### Task
Omit all pictures. Copy the rest of the material exactly.

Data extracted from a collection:

######

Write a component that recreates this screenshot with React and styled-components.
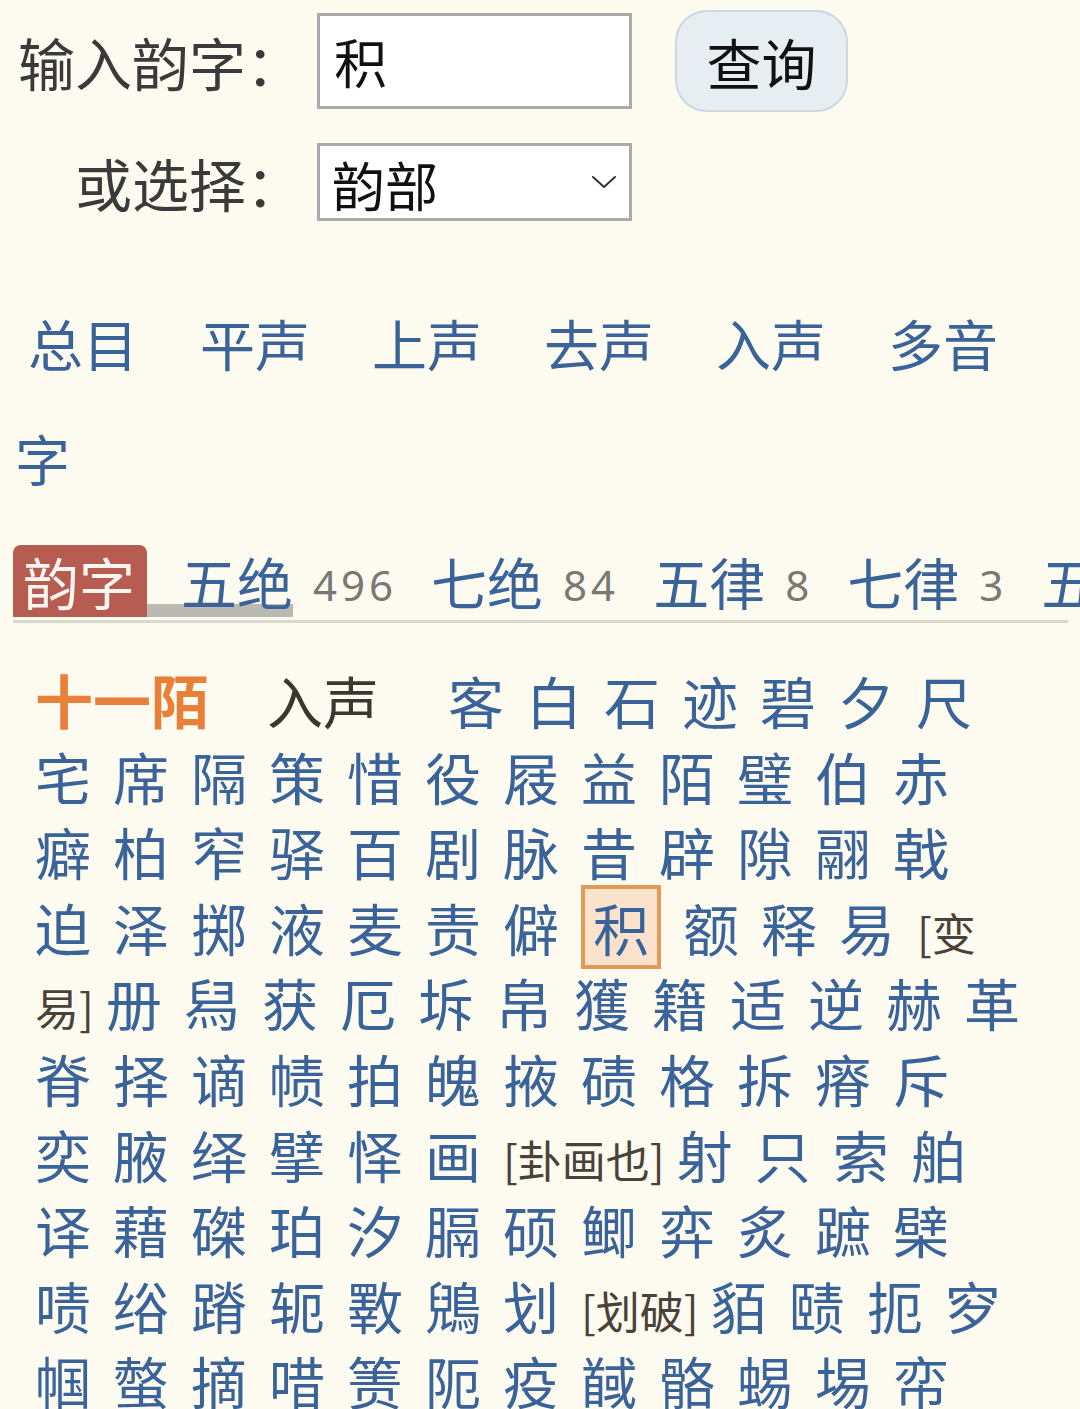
import React from 'react';
import styled, { createGlobalStyle } from 'styled-components';

const GlobalStyle = createGlobalStyle`
    html, body {
        margin: 0;
        padding: 0;
        background-color: #fdfbf0;
        overflow-x: hidden;
    }
    body {
        font-family: "Noto Sans", "Noto Sans CJK SC", sans-serif;
    }
`;

const blue = '#3a6499';

const navLinks = ['总目', '平声', '上声', '去声', '入声', '多音字'];

const tabs = [
    { name: '五绝', count: 496 },
    { name: '七绝', count: 84 },
    { name: '五律', count: 8 },
    { name: '七律', count: 3 },
    { name: '五排', count: null },
];

// 陌韵 입성자 목록, [] 안은 주석
const rhymeText = '客白石迹碧夕尺宅席隔策惜役屐益陌璧伯赤癖柏窄驿百剧脉昔辟隙翮戟迫泽掷液麦责僻积额释易[变易]册舄获厄坼帛獲籍适逆赫革脊择谪帻拍魄掖碛格拆瘠斥奕腋绎擘怿画[卦画也]射只索舶译藉磔珀汐膈硕鲫弈炙蹠檗啧绤蹐轭斁鶂划[划破]貊赜扼穸帼螫摘唶箦阨疫馘骼蜴埸帟';

const current = '积';

// Liberation Sans 공백 폭 (0.2778em @ 56px)
const SPACE_WIDTH = 15.56;

const Chevron = () => (
    <svg width="26" height="16" viewBox="0 0 26 16" fill="none">
        <path d="M2 3 L13 13 L24 3" stroke="#333" strokeWidth="2" strokeLinecap="round" strokeLinejoin="round" />
    </svg>
);

const App = () => {
    const items = rhymeText.match(/\[[^\]]+\]|./gu);

    return (
        <Page>
            <GlobalStyle />
            <Form>
                <Label>输入韵字：</Label>
                <TextInput defaultValue="积" />
                <SearchButton>查询</SearchButton>
                <Label>或选择：</Label>
                <SelectWrap>
                    <Select defaultValue="韵部">
                        <option>韵部</option>
                    </Select>
                    <SelectArrow><Chevron /></SelectArrow>
                </SelectWrap>
            </Form>

            <Nav>
                {navLinks.map(item => (
                    <NavLink key={item}>{item}</NavLink>
                ))}
            </Nav>

            <TabStrip>
                <ActiveTab>韵字</ActiveTab>
                {tabs.map((tab, idx) => (
                    <React.Fragment key={tab.name}>
                        <TabLabel marked={idx === 0}>{tab.name}</TabLabel>
                        {tab.count !== null && <TabCount>{tab.count}</TabCount>}
                    </React.Fragment>
                ))}
            </TabStrip>

            <Rhyme>
                <RhymeTitle>十一陌</RhymeTitle>
                <Gap size={58}>{' '}</Gap>
                <ToneTag>入声</ToneTag>
                <Gap size={69}>{' '}</Gap>
                {items.map((item, idx) => {
                    if (item.startsWith('[')) {
                        return (
                            <React.Fragment key={idx}>
                                <Note>{item}</Note>
                                <Gap size={12}>{' '}</Gap>
                            </React.Fragment>
                        );
                    }
                    return (
                        <React.Fragment key={idx}>
                            {item === current
                                ? <CurrentChar>{item}</CurrentChar>
                                : <Char>{item}</Char>}
                            <Gap size={22}>{' '}</Gap>
                        </React.Fragment>
                    );
                })}
            </Rhyme>
        </Page>
    );
}

const Page = styled.div`
    padding: 10px 0 0 13px;
    font-family: "Noto Sans", "Noto Sans CJK SC", sans-serif;
`;
const Form = styled.div`
    display: grid;
    grid-template-columns: 290px 315px auto;
    grid-template-rows: 102px 78px;
    column-gap: 14px;
    row-gap: 31px;
    align-items: center;
`;
const Label = styled.div`
    font-size: 57px;
    color: #3a3a3a;
    text-align: right;
    white-space: nowrap;
    font-family: "Noto Sans CJK SC", sans-serif;
`;
const TextInput = styled.input`
    box-sizing: border-box;
    width: 315px;
    height: 96px;
    border: 3px solid #aaaaaa;
    background-color: #ffffff;
    padding: 0 14px;
    font-size: 53px;
    font-family: "Noto Sans CJK SC", sans-serif;
    color: #111111;
    outline: none;
`;
const SearchButton = styled.button`
    box-sizing: border-box;
    justify-self: start;
    margin-left: 29px;
    width: 173px;
    height: 102px;
    border: 2px solid #c9d8e2;
    border-radius: 32px;
    background-color: #e7eef2;
    font-size: 55px;
    font-family: "Noto Sans CJK SC", sans-serif;
    color: #111111;
    padding: 0;
`;
const SelectWrap = styled.div`
    position: relative;
    width: 315px;
    height: 78px;
`;
const Select = styled.select`
    appearance: none;
    box-sizing: border-box;
    width: 100%;
    height: 100%;
    border: 3px solid #aaaaaa;
    border-radius: 0;
    background-color: #ffffff;
    padding: 0 12px;
    font-size: 53px;
    font-family: "Noto Sans CJK SC", sans-serif;
    color: #111111;
    outline: none;
`;
const SelectArrow = styled.div`
    position: absolute;
    right: 15px;
    top: 31px;
    display: flex;
    pointer-events: none;
`;
const Nav = styled.div`
    margin-top: 64px;
    width: 1025px;
    padding-left: 2px;
    text-indent: 13px;
    font-size: 55px;
    line-height: 115px;
    font-family: "Noto Sans CJK SC", sans-serif;
`;
const NavLink = styled.a`
    color: ${blue};
    margin-right: 62px;
    text-decoration: none;
    cursor: pointer;
`;
const TabStrip = styled.div`
    margin-top: 30px;
    width: 1055px;
    display: flex;
    align-items: center;
    white-space: nowrap;
    padding-bottom: 3px;
    border-bottom: 3px solid #d9d8ce;
`;
const ActiveTab = styled.div`
    flex-shrink: 0;
    height: 72px;
    line-height: 72px;
    padding: 0 10px;
    width: 114px;
    background-color: #b65c51;
    border-radius: 8px 8px 0 0;
    color: #fdf6f0;
    font-size: 56px;
    font-family: "Noto Sans CJK SC", sans-serif;
`;
const TabLabel = styled.div`
    flex-shrink: 0;
    height: 72px;
    line-height: 72px;
    padding-left: 34px;
    color: ${blue};
    font-size: 56px;
    font-family: "Noto Sans CJK SC", sans-serif;
    box-shadow: ${(props) => props.marked ? 'inset 0 -13px 0 #bab9b2' : 'none'};
`;
const TabCount = styled.div`
    flex-shrink: 0;
    margin-left: 20px;
    padding-top: 6px;
    color: #7a7873;
    font-size: 42px;
    letter-spacing: 4px;
    font-family: "Noto Sans", sans-serif;
`;
const Rhyme = styled.div`
    margin: 39px 0 0 22px;
    width: 988px;
    font-size: 56px;
    line-height: 75.6px;
    font-family: "Noto Sans CJK SC", sans-serif;
`;
const Gap = styled.span`
    font-family: "Liberation Sans", sans-serif;
    font-size: 56px;
    line-height: 0;
    word-spacing: ${(props) => props.size - SPACE_WIDTH}px;
`;
const RhymeTitle = styled.span`
    color: #e8803a;
    font-size: 58px;
    font-weight: bold;
`;
const ToneTag = styled.span`
    color: #3d3630;
`;
const Char = styled.a`
    color: ${blue};
    text-decoration: none;
    cursor: pointer;
`;
const CurrentChar = styled.a`
    display: inline-block;
    line-height: 1;
    margin: -6px 0;
    padding: 10px 8px;
    border: 4px solid #e29a57;
    background-color: #fbe2cd;
    color: ${blue};
    cursor: pointer;
`;
const Note = styled.span`
    color: #4a4239;
    font-size: 44px;
    line-height: 1;
`;

export default App;
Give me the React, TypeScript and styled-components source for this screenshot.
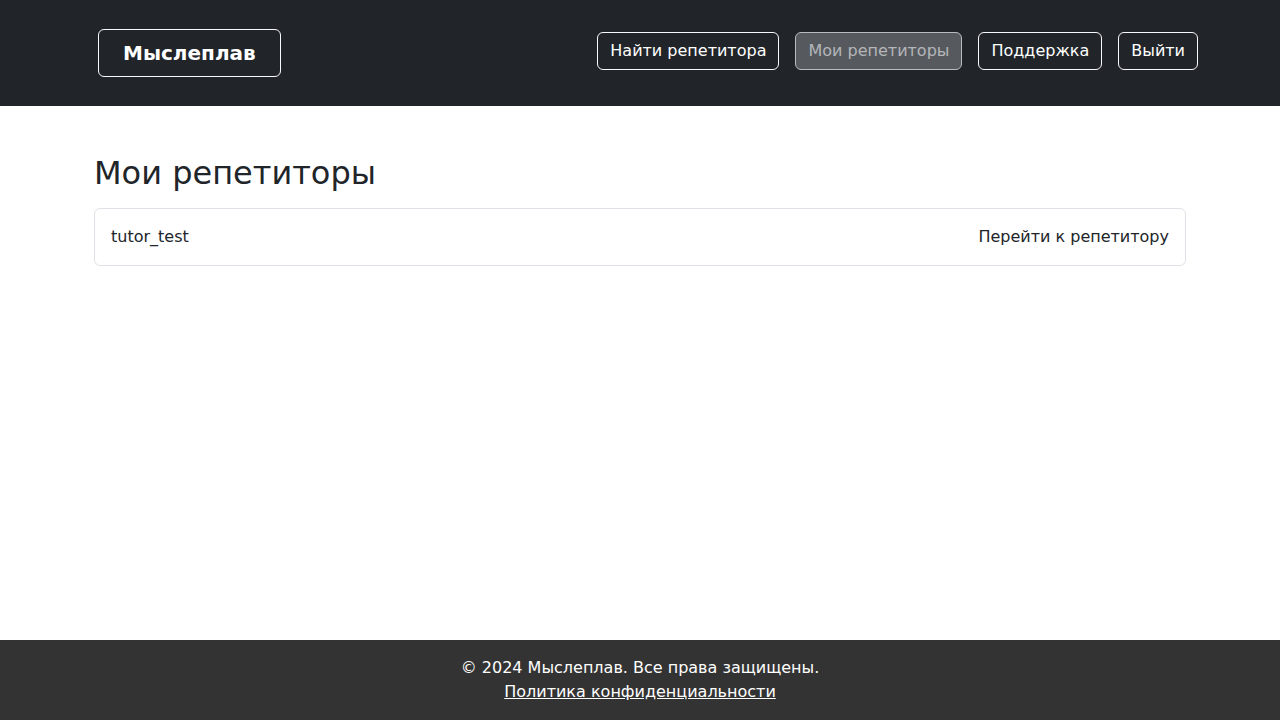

######

### Solution for this problem
Write a component that recreates this screenshot with React and styled-components.
import React from 'react';
import styled, { createGlobalStyle } from 'styled-components';

const GlobalStyle = createGlobalStyle`
    html, body {
        margin: 0;
        padding: 0;
        background-color: #fdfbf0;
        overflow-x: hidden;
    }
    body {
        font-family: "Noto Sans", "Noto Sans CJK SC", sans-serif;
    }
`;

const blue = '#3a6499';

const navLinks = ['总目', '平声', '上声', '去声', '入声', '多音字'];

const tabs = [
    { name: '五绝', count: 496 },
    { name: '七绝', count: 84 },
    { name: '五律', count: 8 },
    { name: '七律', count: 3 },
    { name: '五排', count: null },
];

// 陌韵 입성자 목록, [] 안은 주석
const rhymeText = '客白石迹碧夕尺宅席隔策惜役屐益陌璧伯赤癖柏窄驿百剧脉昔辟隙翮戟迫泽掷液麦责僻积额释易[变易]册舄获厄坼帛獲籍适逆赫革脊择谪帻拍魄掖碛格拆瘠斥奕腋绎擘怿画[卦画也]射只索舶译藉磔珀汐膈硕鲫弈炙蹠檗啧绤蹐轭斁鶂划[划破]貊赜扼穸帼螫摘唶箦阨疫馘骼蜴埸帟';

const current = '积';

// Liberation Sans 공백 폭 (0.2778em @ 56px)
const SPACE_WIDTH = 15.56;

const Chevron = () => (
    <svg width="26" height="16" viewBox="0 0 26 16" fill="none">
        <path d="M2 3 L13 13 L24 3" stroke="#333" strokeWidth="2" strokeLinecap="round" strokeLinejoin="round" />
    </svg>
);

const App = () => {
    const items = rhymeText.match(/\[[^\]]+\]|./gu);

    return (
        <Page>
            <GlobalStyle />
            <Form>
                <Label>输入韵字：</Label>
                <TextInput defaultValue="积" />
                <SearchButton>查询</SearchButton>
                <Label>或选择：</Label>
                <SelectWrap>
                    <Select defaultValue="韵部">
                        <option>韵部</option>
                    </Select>
                    <SelectArrow><Chevron /></SelectArrow>
                </SelectWrap>
            </Form>

            <Nav>
                {navLinks.map(item => (
                    <NavLink key={item}>{item}</NavLink>
                ))}
            </Nav>

            <TabStrip>
                <ActiveTab>韵字</ActiveTab>
                {tabs.map((tab, idx) => (
                    <React.Fragment key={tab.name}>
                        <TabLabel marked={idx === 0}>{tab.name}</TabLabel>
                        {tab.count !== null && <TabCount>{tab.count}</TabCount>}
                    </React.Fragment>
                ))}
            </TabStrip>

            <Rhyme>
                <RhymeTitle>十一陌</RhymeTitle>
                <Gap size={58}>{' '}</Gap>
                <ToneTag>入声</ToneTag>
                <Gap size={69}>{' '}</Gap>
                {items.map((item, idx) => {
                    if (item.startsWith('[')) {
                        return (
                            <React.Fragment key={idx}>
                                <Note>{item}</Note>
                                <Gap size={12}>{' '}</Gap>
                            </React.Fragment>
                        );
                    }
                    return (
                        <React.Fragment key={idx}>
                            {item === current
                                ? <CurrentChar>{item}</CurrentChar>
                                : <Char>{item}</Char>}
                            <Gap size={22}>{' '}</Gap>
                        </React.Fragment>
                    );
                })}
            </Rhyme>
        </Page>
    );
}

const Page = styled.div`
    padding: 10px 0 0 13px;
    font-family: "Noto Sans", "Noto Sans CJK SC", sans-serif;
`;
const Form = styled.div`
    display: grid;
    grid-template-columns: 290px 315px auto;
    grid-template-rows: 102px 78px;
    column-gap: 14px;
    row-gap: 31px;
    align-items: center;
`;
const Label = styled.div`
    font-size: 57px;
    color: #3a3a3a;
    text-align: right;
    white-space: nowrap;
    font-family: "Noto Sans CJK SC", sans-serif;
`;
const TextInput = styled.input`
    box-sizing: border-box;
    width: 315px;
    height: 96px;
    border: 3px solid #aaaaaa;
    background-color: #ffffff;
    padding: 0 14px;
    font-size: 53px;
    font-family: "Noto Sans CJK SC", sans-serif;
    color: #111111;
    outline: none;
`;
const SearchButton = styled.button`
    box-sizing: border-box;
    justify-self: start;
    margin-left: 29px;
    width: 173px;
    height: 102px;
    border: 2px solid #c9d8e2;
    border-radius: 32px;
    background-color: #e7eef2;
    font-size: 55px;
    font-family: "Noto Sans CJK SC", sans-serif;
    color: #111111;
    padding: 0;
`;
const SelectWrap = styled.div`
    position: relative;
    width: 315px;
    height: 78px;
`;
const Select = styled.select`
    appearance: none;
    box-sizing: border-box;
    width: 100%;
    height: 100%;
    border: 3px solid #aaaaaa;
    border-radius: 0;
    background-color: #ffffff;
    padding: 0 12px;
    font-size: 53px;
    font-family: "Noto Sans CJK SC", sans-serif;
    color: #111111;
    outline: none;
`;
const SelectArrow = styled.div`
    position: absolute;
    right: 15px;
    top: 31px;
    display: flex;
    pointer-events: none;
`;
const Nav = styled.div`
    margin-top: 64px;
    width: 1025px;
    padding-left: 2px;
    text-indent: 13px;
    font-size: 55px;
    line-height: 115px;
    font-family: "Noto Sans CJK SC", sans-serif;
`;
const NavLink = styled.a`
    color: ${blue};
    margin-right: 62px;
    text-decoration: none;
    cursor: pointer;
`;
const TabStrip = styled.div`
    margin-top: 30px;
    width: 1055px;
    display: flex;
    align-items: center;
    white-space: nowrap;
    padding-bottom: 3px;
    border-bottom: 3px solid #d9d8ce;
`;
const ActiveTab = styled.div`
    flex-shrink: 0;
    height: 72px;
    line-height: 72px;
    padding: 0 10px;
    width: 114px;
    background-color: #b65c51;
    border-radius: 8px 8px 0 0;
    color: #fdf6f0;
    font-size: 56px;
    font-family: "Noto Sans CJK SC", sans-serif;
`;
const TabLabel = styled.div`
    flex-shrink: 0;
    height: 72px;
    line-height: 72px;
    padding-left: 34px;
    color: ${blue};
    font-size: 56px;
    font-family: "Noto Sans CJK SC", sans-serif;
    box-shadow: ${(props) => props.marked ? 'inset 0 -13px 0 #bab9b2' : 'none'};
`;
const TabCount = styled.div`
    flex-shrink: 0;
    margin-left: 20px;
    padding-top: 6px;
    color: #7a7873;
    font-size: 42px;
    letter-spacing: 4px;
    font-family: "Noto Sans", sans-serif;
`;
const Rhyme = styled.div`
    margin: 39px 0 0 22px;
    width: 988px;
    font-size: 56px;
    line-height: 75.6px;
    font-family: "Noto Sans CJK SC", sans-serif;
`;
const Gap = styled.span`
    font-family: "Liberation Sans", sans-serif;
    font-size: 56px;
    line-height: 0;
    word-spacing: ${(props) => props.size - SPACE_WIDTH}px;
`;
const RhymeTitle = styled.span`
    color: #e8803a;
    font-size: 58px;
    font-weight: bold;
`;
const ToneTag = styled.span`
    color: #3d3630;
`;
const Char = styled.a`
    color: ${blue};
    text-decoration: none;
    cursor: pointer;
`;
const CurrentChar = styled.a`
    display: inline-block;
    line-height: 1;
    margin: -6px 0;
    padding: 10px 8px;
    border: 4px solid #e29a57;
    background-color: #fbe2cd;
    color: ${blue};
    cursor: pointer;
`;
const Note = styled.span`
    color: #4a4239;
    font-size: 44px;
    line-height: 1;
`;

export default App;
Give me the React, TypeScript and styled-components source for this screenshot.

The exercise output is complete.